Objective ▸ Filter for the word "full" and keep each matching line.

==============================

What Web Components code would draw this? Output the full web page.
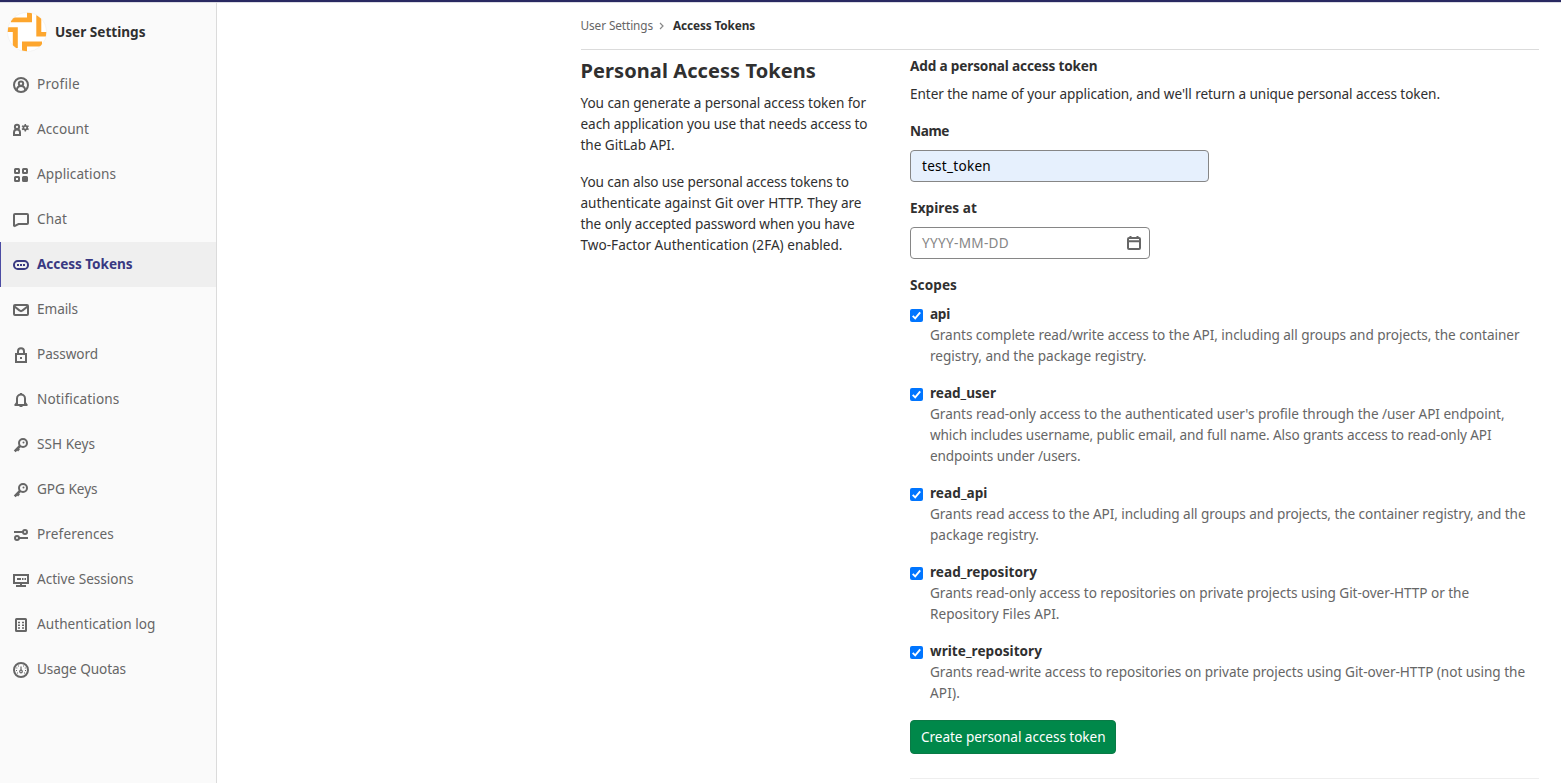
<!DOCTYPE html>
<html lang="en"><head><meta charset="utf-8"><title>Access Tokens</title>
<style>
html,body{margin:0;height:100%;overflow:hidden}
body{font:13.6px/21px "Noto Sans","Open Sans",sans-serif;color:#303030;background:#fff}
</style></head><body>
<settings-page></settings-page>
<script>
const ICONS={
profile:'<circle cx="8" cy="8" r="7"/><circle cx="8" cy="6.6" r="2.2"/><path d="M3.8 13.2c.3-2.6 1.8-4.2 4.2-4.2s3.900 1.600 4.200 4.200"/>',
account:'<circle cx="4" cy="4.900" r="2.100"/><path d="M1 13v-2.600C1 8.600 2 7.500 4 7.500s3 1.100 3 2.900V13z"/><circle cx="12.300" cy="5.700" r="1.900" stroke-width="1.700"/><path stroke-width="1.500" d="M12.300 2v1.600M12.300 7.800v1.600M9 3.900l1.500.8M14.100 6.600l1.500.9M9 7.500l1.500-.9M14.100 4.700l1.500-.8"/>',
applications:'<rect x="2" y="2" width="4" height="4" rx=".5"/><rect x="10" y="2" width="4" height="4" rx=".5"/><rect x="2" y="10" width="4" height="4" rx=".5"/><rect x="10" y="10" width="4" height="4" rx=".5" fill="currentColor"/>',
chat:'<path d="M1 14.500V3a1 1 0 0 1 1-1h12a1 1 0 0 1 1 1v8a1 1 0 0 1-1 1H5.500L1 14.300"/>',
token:'<rect x="1" y="4" width="14" height="8" rx="3.800"/><path stroke="none" fill="currentColor" d="M4 7h2v2H4zM7 7h2v2H7zM10 7h2v2h-2z"/>',
mail:'<rect x="1" y="3" width="14" height="10" rx="1"/><path d="M1.500 4.500 6.700 8.600a2 2 0 0 0 2.600 0l5.200-4.100"/>',
lock:'<rect x="3" y="7" width="10" height="8"/><path d="M5 7V4.200a3 3 0 0 1 6 0V7"/><path stroke="none" fill="currentColor" d="M7 10h2v2H7z"/>',
bell:'<path d="M4 12V6.500a4 4 0 0 1 8 0V12M1.500 13h13M7 2h2M6.500 14h3" /><path d="M4 10.500 2.500 12.700M12 10.500l1.500 2.200"/>',
key:'<circle cx="10" cy="6" r="4"/><path d="m7 9-5.300 5.300M4 11.500l2 2" stroke-width="2.600"/><circle cx="10.500" cy="5.500" r="1" stroke="none" fill="currentColor"/>',
prefs:'<circle cx="12" cy="5" r="2"/><circle cx="4" cy="11" r="2"/><path d="M1 5h9M6 11h9"/>',
monitor:'<path d="M1 3h14v8H1zM8 11v3M3 14h10"/><path d="M4 7h4M9 7h1.500M11.500 7H13" stroke-width="1.800"/>',
log:'<rect x="3" y="2" width="10" height="12" rx=".5"/><path d="M5 5.500h2M9 5.500h2M5 8.200h2M9 8.200h2M5 11h2M9 11h2" stroke-width="1.600"/>',
quota:'<circle cx="8" cy="8" r="7"/><circle cx="8" cy="9.500" r="1.300" stroke-width="1.200"/><path stroke-width="1.200" d="M8 8V4.500"/><path stroke="none" fill="currentColor" d="M5 3.500h1v1H5zM10 3.500h1v1h-1zM3.300 5.500h1v1h-1zM11.800 5.500h1v1h-1zM3 8h1v1H3zM12 8h1v1h-1zM4 10.500h1v1H4zM11 10.500h1v1h-1z"/>',
calendar:'<path d="M2 4a1 1 0 0 1 1-1h10a1 1 0 0 1 1 1v9a1 1 0 0 1-1 1H3a1 1 0 0 1-1-1zM2 6.300h12" /><path d="M4.500 1v3M11.500 1v3"/>'
};
const define=(name,html,init)=>customElements.define(name,class extends HTMLElement{
 connectedCallback(){ if(this.shadowRoot)return;
  this.attachShadow({mode:'open'}).innerHTML=typeof html==='function'?html(this):html;
  if(init)init(this);
 }
});
/* A single line of text tracked to a given measure */
define('text-line','<style>:host{display:block;white-space:nowrap}span{display:inline-block}</style><span><slot></slot></span>',el=>{
 const s=el.shadowRoot.querySelector('span'),w=+el.getAttribute('w'),n=el.textContent.length;
 const natural=s.getBoundingClientRect().width;
 if(w&&natural)s.style.letterSpacing=((w-natural)/n)+'px';
});
define('ui-icon',el=>`<style>:host{display:block;width:16px;height:16px}svg{display:block}</style>
<svg width="16" height="16" viewBox="0 0 16 16" fill="none" stroke="currentColor" stroke-width="2">${ICONS[el.getAttribute('name')]}</svg>`);
define('user-avatar',`<style>:host{display:block;width:40px;height:40px}svg{display:block}</style>
<svg width="40" height="40" viewBox="0 0 40 40"><defs><clipPath id="c"><circle cx="20" cy="20" r="19.300"/></clipPath></defs>
<circle cx="20" cy="20" r="19.500" fill="#fff" stroke="#eee" stroke-width=".6"/>
<g clip-path="url(#c)" fill="#fda62e"><path d="M4 5.500h16V0h5v10.200H4zM29.300 0h5v20H40v4.500H29.300zM35 29.500v5H20V40h-5V29.500zM0 15.300h10.800V36h-5V20H0z"/></g></svg>`);
define('nav-item',el=>`<style>
:host{display:flex;box-sizing:border-box;height:45px;padding-left:13px;align-items:flex-start;gap:8px;color:#666}
:host([active]){background:#efefef;color:#393982;font-weight:700;box-shadow:inset 1px 0 #4b4ba3}
ui-icon{margin-top:15px}text-line{margin-top:11px}</style>
<ui-icon name="${el.getAttribute('icon')}"></ui-icon><text-line w="${el.getAttribute('w')}">${el.getAttribute('label')}</text-line>`);
const NAV=[['profile','Profile',43],['account','Account',52],['applications','Applications',79],['chat','Chat',30],['token','Access Tokens',95.500,1],['mail','Emails',41],['lock','Password',61],['bell','Notifications',82.500],['key','SSH Keys',58],['key','GPG Keys',60.500],['prefs','Preferences',77],['monitor','Active Sessions',96.500],['log','Authentication log',118.500],['quota','Usage Quotas',89]];
define('side-bar',`<style>
:host{display:block;box-sizing:border-box;width:217px;background:#fafafa;border-right:1px solid #dbdbdb}
header{display:flex;height:60px;align-items:center;padding-left:7px;gap:8px;font-weight:700;box-sizing:border-box}
header text-line{margin-top:-2px}
</style><header><user-avatar></user-avatar><text-line w="90.500">User Settings</text-line></header>
<nav>${NAV.map(n=>`<nav-item icon="${n[0]}" label="${n[1]}" w="${n[2]}" ${n[3]?'active':''}></nav-item>`).join('')}</nav>`);
define('crumb-bar',`<style>
:host{display:flex;height:47px;align-items:center;border-bottom:1px solid #dbdbdb;font-size:11.800px;color:#666;gap:8px}
svg{margin:1px 0 0 -2px}.b{color:#303030;font-weight:700}</style>
<text-line w="72.500">User Settings</text-line><svg width="6" height="8" viewBox="0 0 6 8" fill="none" stroke="#888" stroke-width="1.200"><path d="m1 1 3 3-3 3"/></svg><text-line class="b" w="82">Access Tokens</text-line>`);
define('page-intro',`<style>:host{display:block;width:289px}
h4{margin:10px 0;font-size:20px;line-height:22px}div{margin-bottom:16px}</style>
<h4><text-line w="235.500">Personal Access Tokens</text-line></h4>
<div><text-line w="285.500">You can generate a personal access token for</text-line><text-line w="287">each application you use that needs access to</text-line><text-line w="94">the GitLab API.</text-line></div>
<div><text-line w="268.500">You can also use personal access tokens to</text-line><text-line w="281">authenticate against Git over HTTP. They are</text-line><text-line w="274">the only accepted password when you have</text-line><text-line w="262">Two-Factor Authentication (2FA) enabled.</text-line></div>`);
define('form-field',el=>`<style>
:host{display:block;margin-bottom:15px}
.label{font-weight:700}
.box{box-sizing:border-box;display:flex;align-items:center;justify-content:space-between;height:32px;margin-top:9px;padding:0 7px 2px 11px;border:1px solid #868686;border-radius:4px;background:#fff;color:#868686}
:host([filled]) .box{background:#e6f0fd;color:#000}
ui-icon{color:#666;margin-top:1px}</style>
<text-line class="label" w="${el.getAttribute('lw')}">${el.getAttribute('label')}</text-line>
<div class="box" style="width:${el.getAttribute('width')}px"><text-line w="${el.getAttribute('vw')}">${el.getAttribute('value')}</text-line>${el.hasAttribute('icon')?'<ui-icon name="calendar"></ui-icon>':''}</div>`);
define('scope-option',el=>`<style>
:host{display:flex;gap:7px;margin-bottom:16px;color:#666}
svg{flex:none;margin-top:6px}
.t{font-weight:700;color:#303030}</style>
<svg width="13" height="13" viewBox="0 0 13 13"><rect width="13" height="13" rx="2" fill="#0075ff"/><path d="m2.700 6.800 2.500 2.500 5-6" fill="none" stroke="#fff" stroke-width="1.900"/></svg>
<div><text-line class="t" w="${el.getAttribute('w')}">${el.getAttribute('name')}</text-line><slot></slot></div>`);
define('primary-button',`<style>:host{display:flex;width:206px;height:34px;box-sizing:border-box;align-items:center;margin-top:17px;padding:0 0 1px 10px;border:1px solid #0a7a46;border-radius:4px;background:#00884a;color:#fff}</style><slot></slot>`);
define('token-form',`<style>
:host{display:block;width:629px}
.title{font-weight:700;margin-top:5px}.intro{margin:7px 0 16px}
.scopes{font-weight:700;margin-bottom:8px}
hr{margin:24px 0 0;border:0;border-top:1px solid #eee}</style>
<text-line class="title" w="187.500">Add a personal access token</text-line>
<text-line class="intro" w="530">Enter the name of your application, and we'll return a unique personal access token.</text-line>
<form-field label="Name" lw="39" width="299" value="test_token" vw="69" filled></form-field>
<form-field label="Expires at" lw="67" width="240" value="YYYY-MM-DD" vw="87" icon></form-field>
<text-line class="scopes" w="47">Scopes</text-line>
<scope-option name="api" w="20"><text-line w="589.500">Grants complete read/write access to the API, including all groups and projects, the container</text-line><text-line w="216.500">registry, and the package registry.</text-line></scope-option>
<scope-option name="read_user" w="66">
<text-line w="574.500">Grants read-only access to the authenticated user's profile through the /user API endpoint,</text-line><text-line w="561.500">which includes username, public email, and full name. Also grants access to read-only API</text-line><text-line w="150.500">endpoints under /users.</text-line></scope-option>
<scope-option name="read_api" w="57.500"><text-line w="595.500">Grants read access to the API, including all groups and projects, the container registry, and the</text-line><text-line w="109">package registry.</text-line></scope-option>
<scope-option name="read_repository" w="107"><text-line w="539">Grants read-only access to repositories on private projects using Git-over-HTTP or the</text-line><text-line w="129.500">Repository Files API.</text-line></scope-option>
<scope-option name="write_repository" w="112"><text-line w="595">Grants read-write access to repositories on private projects using Git-over-HTTP (not using the</text-line><text-line w="30">API).</text-line></scope-option>
<primary-button><text-line w="184.500">Create personal access token</text-line></primary-button><hr>`);
define('settings-page',`<style>
:host{display:grid;grid-template:2px 781px / 217px 1fr;height:783px}
.top{grid-column:1/3;background:#292961;}
side-bar,main{box-shadow:inset 0 1px #dcdce4}
main{padding:0 22px 0 363.500px;}
.cols{display:flex;justify-content:space-between}
</style><div class="top"></div><side-bar></side-bar><main><crumb-bar></crumb-bar><div class="cols"><page-intro></page-intro><token-form></token-form></div></main>`);
</script></body></html>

==============================

Task result ▸
What Web Components code would draw this? Output the full web page.
<text-line w="574.500">Grants read-only access to the authenticated user's profile through the /user API endpoint,</text-line><text-line w="561.500">which includes username, public email, and full name. Also grants access to read-only API</text-line><text-line w="150.500">endpoints under /users.</text-line></scope-option>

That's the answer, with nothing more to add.